I started actually right after high school. I was interested in it in high school because I worked a lot in theater, doing the lighting and set stuff, and one of our mentors was Ed Dixon who was an EMT at the time. So, that was always fascinating to me—he would walk around with a pager on his hip and you would hear about all these emergencies, so that is kind of what caught my interest. After high school I took the EMT course in Greenwich, Connecticut.
I think always it was more the excitement and the unpredictability of it that interested me, so after I got my license I then progressed into taking the paramedic course. After I graduated the course I took a job down in Florida, and from then I got a scholarship to go to nursing school. I then came back and volunteered for NCVAC again in the early 2000s. The only reason I left was because I had a family emergency in Florida—I had to take care of both my grandmother and father so I went back to take care of them. I have just recently come back to town and ran into some of my old NCVAC buddies this past winter. They said, ‘Don’t you miss riding in the snow with the ambulance and being up all night?’ Since I had been gone longer than five years I had to retake the EMT course at Norwalk Community College, and here I am back being active and driving. I do it because I like doing it, I like to help people, and I like giving back to the community.
What are some things about the NCVAC that people might not know?
I think it is important for people to know that we are 100 percent volunteer—we are the only 100 percent volunteer service left in Connecticut and our services are free to the town of New Canaan because the town has been very good and generous with donations, as well as the people of New Canaan, and they keep us going. We have some of the best equipment in all of Fairfield County, beautiful shiny new ambulances, and top educated people. It is a big time commitment once you sign up, but again once you contribute to the town this way and offer them a free service I think it is really worth it.
Can you shed light on what the Pop-Up Park Committee involves and how you got involved?

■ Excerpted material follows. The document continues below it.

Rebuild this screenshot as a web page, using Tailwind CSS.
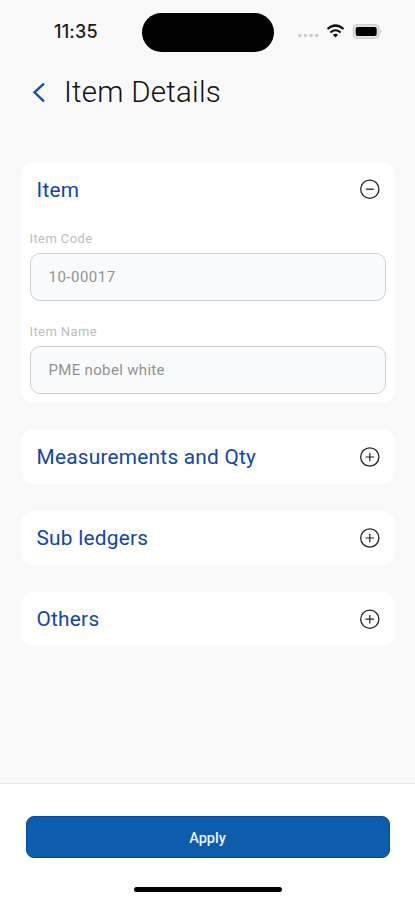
<!DOCTYPE html>
<html lang="en">
<head>
<meta charset="utf-8">
<meta name="viewport" content="width=device-width, initial-scale=1">
<title>Item Details</title>
<script src="https://cdn.jsdelivr.net/npm/@tailwindcss/browser@4"></script>
</head>
<body class="bg-[#f9f9f9] font-[Roboto,sans-serif]">
<div class="flex h-[900px] w-[415px] flex-col overflow-hidden bg-[#f9f9f9]">
  <!-- Status bar -->
  <header class="flex h-[62px] shrink-0 items-center pt-[2px]">
    <div class="w-[142px] pl-[54px] font-[Inter,sans-serif] text-[18px] leading-none font-medium tracking-[0.2px] text-[#1c1c1c]">11:35</div>
    <div class="h-[39px] w-[132px] rounded-full bg-black"></div>
    <div class="ml-[23px] flex items-center">
      <svg class="mt-[7px] h-[5px] w-[23px]" viewBox="0 0 23 5" fill="#c9c9c9"><circle cx="2.700" cy="2.500" r="1.700"/><circle cx="8.400" cy="2.500" r="1.700"/><circle cx="14.100" cy="2.500" r="1.700"/><circle cx="19.800" cy="2.500" r="1.700"/></svg>
      <svg class="mb-[2px] ml-[6px] h-[14px] w-[19px]" viewBox="0 0 19 14" fill="none" stroke="#111"><path d="M1.500 5Q9.500-2 17.500 5" stroke-width="2.200"/><path d="M4.400 8.400Q9.500 4 14.600 8.400" stroke-width="2"/><path d="M9.500 13.500L6.900 10.700Q9.500 8.700 12.100 10.700Z" fill="#111" stroke="none"/></svg>
      <svg class="mb-[2px] ml-[6.5px] h-[17px] w-[31px]" viewBox="0 0 31 17"><rect x="1.400" y="1.700" width="25.400" height="13.600" rx="4.200" fill="#e6e6e6" stroke="#d0d0d0" stroke-width="1.600"/><rect x="3.700" y="4" width="21" height="9" rx="2" fill="#000"/><path d="M28.400 6.300Q31 8.500 28.400 10.700Z" fill="#c8c8c8"/></svg>
    </div>
  </header>

  <!-- Page title -->
  <div class="flex h-[62px] shrink-0 items-center pl-[32px]">
    <svg class="-mt-[2px] h-[21px] w-[14px]" viewBox="0 0 14 22" fill="none" stroke="#1450ae" stroke-width="2.500"><path d="M12.200 1.600L2.300 10.800L12.200 20.200"/></svg>
    <h1 class="ml-[18px] text-[29.5px] leading-none font-light tracking-[0.25px] text-[#111]">Item Details</h1>
  </div>

  <!-- Accordion sections -->
  <main class="flex grow flex-col px-[21.5px] pt-[38px]">
    <section class="h-[240px] rounded-[10px] bg-white px-[8px]">
      <div class="flex h-[54px] items-center justify-between pr-[6px] pl-[7px]">
        <h2 class="pt-[2px] text-[20.8px] leading-none tracking-[0.25px] text-[#1246a2]">Item</h2>
        <svg class="h-[21px] w-[21px]" viewBox="0 0 21 21" fill="none" stroke="#222"><circle cx="10.800" cy="10.200" r="9.100" stroke-width="1.300"/><path d="M6.800 10.200H14.800" stroke-width="1.300"/></svg>
      </div>
      <div class="pt-[15px] text-[13px] leading-[16px] tracking-[0.4px] text-[#bdbdbd]">Item Code</div>
      <div class="mt-[6px] flex h-[48px] items-center rounded-[10px] border-[1.5px] border-[#cdd0d2] bg-[#f9fbfd] pl-[18px] text-[15px] leading-none tracking-[0.5px] text-[#929292]">10-00017</div>
      <div class="pt-[23px] text-[13px] leading-[16px] tracking-[0.4px] text-[#bdbdbd]">Item Name</div>
      <div class="mt-[6px] flex h-[48px] items-center rounded-[10px] border-[1.5px] border-[#cdd0d2] bg-[#f9fbfd] pl-[18px] text-[15px] leading-none tracking-[0.33px] text-[#929292]">PME nobel white</div>
    </section>
    <section class="mt-[28px] flex h-[54px] items-center justify-between rounded-[10px] bg-white pr-[14px] pl-[15px]">
      <h2 class="text-[20.8px] leading-none tracking-[0.25px] text-[#1246a2]">Measurements and Qty</h2>
      <svg class="h-[21px] w-[21px]" viewBox="0 0 21 21" fill="none" stroke="#222"><circle cx="10.800" cy="10" r="9.100" stroke-width="1.300"/><path d="M6.500 10H15.100M10.800 5.700V14.300" stroke-width="1.200"/></svg>
    </section>
    <section class="mt-[27px] flex h-[54px] items-center justify-between rounded-[10px] bg-white pr-[14px] pl-[15px]">
      <h2 class="text-[20.8px] leading-none tracking-[0.25px] text-[#1246a2]">Sub ledgers</h2>
      <svg class="h-[21px] w-[21px]" viewBox="0 0 21 21" fill="none" stroke="#222"><circle cx="10.800" cy="10" r="9.100" stroke-width="1.300"/><path d="M6.500 10H15.100M10.800 5.700V14.300" stroke-width="1.200"/></svg>
    </section>
    <section class="mt-[27px] flex h-[54px] items-center justify-between rounded-[10px] bg-white pr-[14px] pl-[15px]">
      <h2 class="text-[20.8px] leading-none tracking-[0.25px] text-[#1246a2]">Others</h2>
      <svg class="h-[21px] w-[21px]" viewBox="0 0 21 21" fill="none" stroke="#222"><circle cx="10.800" cy="10.200" r="9.100" stroke-width="1.300"/><path d="M6.500 10.200H15.100M10.800 5.900V14.500" stroke-width="1.200"/></svg>
    </section>
  </main>

  <!-- Apply action and home indicator -->
  <footer class="flex h-[117px] shrink-0 flex-col items-center border-t-[1.500px] border-[#e8e8e8] bg-white pt-[32px]">
    <button class="h-[42px] w-[364px] rounded-[8px] border border-[#0646a0] bg-[#0d5dac] pt-[4px] text-[14.5px] leading-none font-medium text-[#eef4fb]">Apply</button>
    <div class="mt-[29px] h-[5px] w-[148px] rounded-full bg-black"></div>
  </footer>
</div>
</body>
</html>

One of the people who is a core member of the committee is Jeff Holland, and he and I used to ride ambulances together—so this is where all the friendships and ties come in. When I first moved back to New Canaan a year ago last April, I saw him in town moving these fences at the corner of Elm and South because I was walking the dogs. He explained to me that they block off the area and put up tables and chairs and umbrellas, and that it is just a place to meet and sit and relax. That particular day he was setting up mini golf. I thought it was so cool and cut back on vehicular traffic, so I could sit there with my dogs and relax. He told me it goes up and down every weekend, so clearly they needed help. I’m up early in the morning and was happy to come and put in a little muscle. Gradually, I have become more involved as we try to get it to become a full time summer standing event. I think in a perfect world, our fantasy would be to have that area permanently closed and have that area become a plaza but that’s way off in the future. I know many people who have come from out of town asking about the pop up park, and I think it can be this quaint New Canaan thing. It’s like a magnet that draws people in and it brings that feeling of the ’70s and ’80s when everybody knew everybody in New Canaan.
With all you do, how do you find you balance your time?

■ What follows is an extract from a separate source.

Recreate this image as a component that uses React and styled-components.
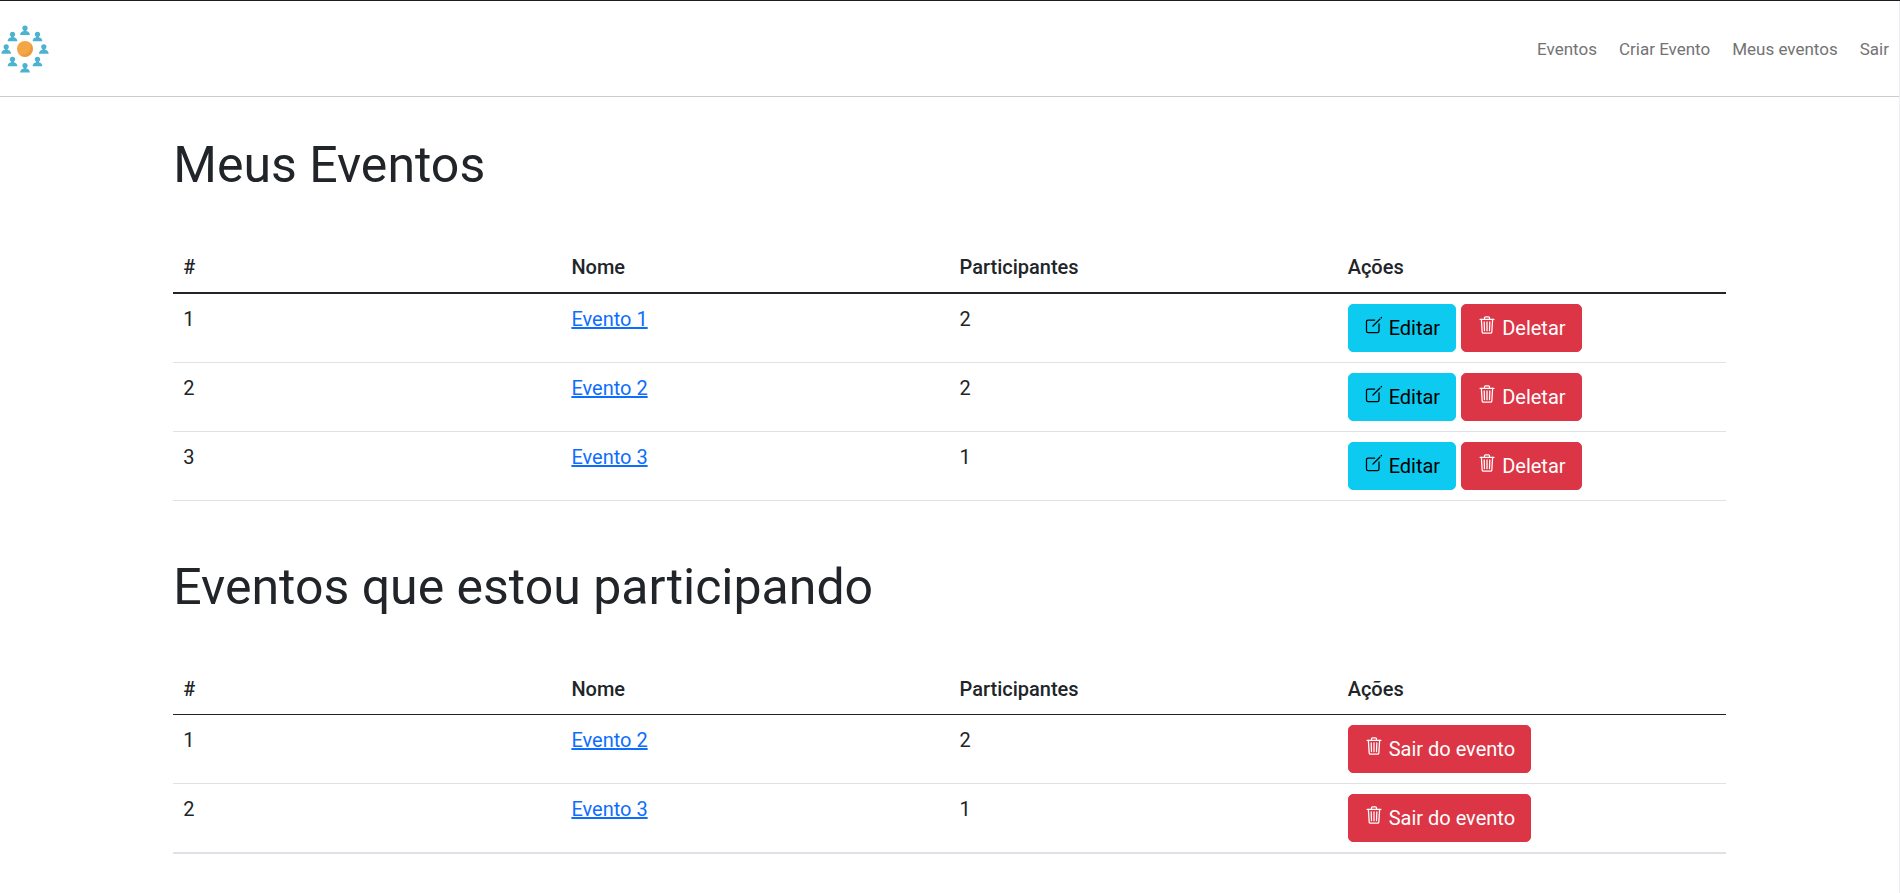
import React from "react";
import styled, { createGlobalStyle } from "styled-components";
import { IoCreateOutline, IoTrashOutline } from "react-icons/io5";

const GlobalStyle = createGlobalStyle`
  *, *::before, *::after { box-sizing: border-box; }
  body {
    margin: 0;
    background: #fff;
    color: #212529;
    font-family: Roboto, "Liberation Sans", sans-serif;
    font-size: 20px;
    line-height: 30px;
  }
`;

const Page = styled.div`
  display: flex;
  flex-direction: column;
  min-height: 100vh;
  border-top: 1px solid #1c1b22;
`;

const Body = styled.div`
  flex: 1;
  border-right: 1px solid #ededf0;
`;

const Header = styled.header`
  display: flex;
  align-items: center;
  justify-content: space-between;
  height: 96px;
  padding-right: 10px;
  border-bottom: 1px solid #cccccc;
`;

const Brand = styled.a`
  display: flex;
`;

const Nav = styled.nav`
  display: flex;
  gap: 22px;
`;

const NavLink = styled.a`
  color: #737373;
  font-size: 17px;
  text-decoration: none;
`;

const Section = styled.section`
  width: calc(100% * 10 / 12);
  margin: 0 auto;
  padding: 38px 15px 18px;
`;

const Title = styled.h1`
  margin: 0 0 47px;
  font-size: 50px;
  line-height: 60px;
  font-weight: 400;
`;

const Table = styled.table`
  width: 100%;
  table-layout: fixed;
  border-collapse: separate;
  border-spacing: 0;
`;

const HeadCell = styled.th`
  padding: 10px;
  border-bottom: ${(p) => p.$rule}px solid #212529;
  font-weight: 500;
  text-align: left;
`;

const Cell = styled.td`
  padding: 10px;
  border-bottom: 1px solid #dee2e6;
  vertical-align: top;

  tr:last-child > & {
    border-bottom-width: ${(p) => p.$end}px;
  }
`;

const EventLink = styled.a`
  color: #0d6efd;
  text-decoration: underline;
`;

const Actions = styled.div`
  display: flex;
  gap: 5px;
`;

const Button = styled.button`
  display: inline-flex;
  align-items: baseline;
  gap: 5px;
  padding: 8px 15px;
  border: 1px solid ${(p) => (p.$tone === "info" ? "#0dcaf0" : "#dc3545")};
  border-radius: 5px;
  background: ${(p) => (p.$tone === "info" ? "#0dcaf0" : "#dc3545")};
  color: ${(p) => (p.$tone === "info" ? "#000" : "#fff")};
  font: inherit;
  text-decoration: none;
  white-space: nowrap;
  cursor: pointer;
`;

const people = [
  [25, 6.2], [37.5, 12.5], [43.8, 25], [37.5, 37.5],
  [25, 43.8], [12.5, 37.5], [6.2, 25], [12.5, 12.5],
];

function Logo() {
  return (
    <svg width="50" height="50" viewBox="0 0 50 50" role="img" aria-label="Eventos">
      <circle cx="25" cy="25" r="8" fill="#f4a647" />
      <path d="M30.6 19.3a8 8 0 0 1-11.3 11.3c8 1.4 12.6-4 11.3-11.3z" fill="#ec9a3c" />
      {people.map(([x, y]) => (
        <g key={`${x}-${y}`} transform={`translate(${x} ${y})`} fill="#4bb3d0">
          <circle cx="0" cy="-2.2" r="2.6" />
          <path d="M-1.3-.8h2.6v1.5c2.2.2 3.4 1.7 3.6 4H-4.9c.2-2.3 1.4-3.8 3.6-4z" />
        </g>
      ))}
    </svg>
  );
}

function EventTable({ title, events, rule, end, renderActions }) {
  return (
    <Section>
      <Title>{title}</Title>
      <Table>
        <thead>
          <tr>
            {["#", "Nome", "Participantes", "Ações"].map((label) => (
              <HeadCell key={label} scope="col" $rule={rule}>{label}</HeadCell>
            ))}
          </tr>
        </thead>
        <tbody>
          {events.map((event, i) => (
            <tr key={event.name}>
              <Cell $end={end}>{i + 1}</Cell>
              <Cell $end={end}><EventLink href="#">{event.name}</EventLink></Cell>
              <Cell $end={end}>{event.count}</Cell>
              <Cell $end={end}><Actions>{renderActions(event)}</Actions></Cell>
            </tr>
          ))}
        </tbody>
      </Table>
    </Section>
  );
}

const owned = [
  { name: "Evento 1", count: 2 },
  { name: "Evento 2", count: 2 },
  { name: "Evento 3", count: 1 },
];

const joined = owned.slice(1);

export default function App() {
  return (
    <Page>
      <GlobalStyle />
      <Body>
        <Header>
          <Brand href="#"><Logo /></Brand>
          <Nav>
            <NavLink href="#">Eventos</NavLink>
            <NavLink href="#">Criar Evento</NavLink>
            <NavLink href="#">Meus eventos</NavLink>
            <NavLink href="#">Sair</NavLink>
          </Nav>
        </Header>
        <main>
          <EventTable
            title="Meus Eventos"
            events={owned}
            rule={2}
            end={1}
            renderActions={() => (
              <>
                <Button as="a" href="#" $tone="info"><IoCreateOutline />Editar</Button>
                <Button type="submit" $tone="danger"><IoTrashOutline />Deletar</Button>
              </>
            )}
          />
          <EventTable
            title="Eventos que estou participando"
            events={joined}
            rule={1}
            end={2}
            renderActions={() => (
              <Button type="submit" $tone="danger"><IoTrashOutline />Sair do evento</Button>
            )}
          />
        </main>
      </Body>
    </Page>
  );
}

It gets crazy sometimes. Honestly, I do the NCVAC stuff to relax because it is so different from what I do in my full time job, and I think one other thing that keeps me grounded are my dogs. They keep me exercised and they are very relaxed; they keep me sane.
The dogs seem very important to you.
They are. They are my children. They are my unconditional love—they listen to me if I have to gripe and they love me no matter what. If I am late, they love me and if I go away for a couple days they still love me. There is pretty much no downside, and they are very striking so I have become a known entity in town because people will remember the dogs. They don’t always remember me and I am alright with that, but they always remember the dogs.
You wear a lot of different hats, so what do you think you are most recognized around town for?
The dogs, there is no question and I think I am all right with that.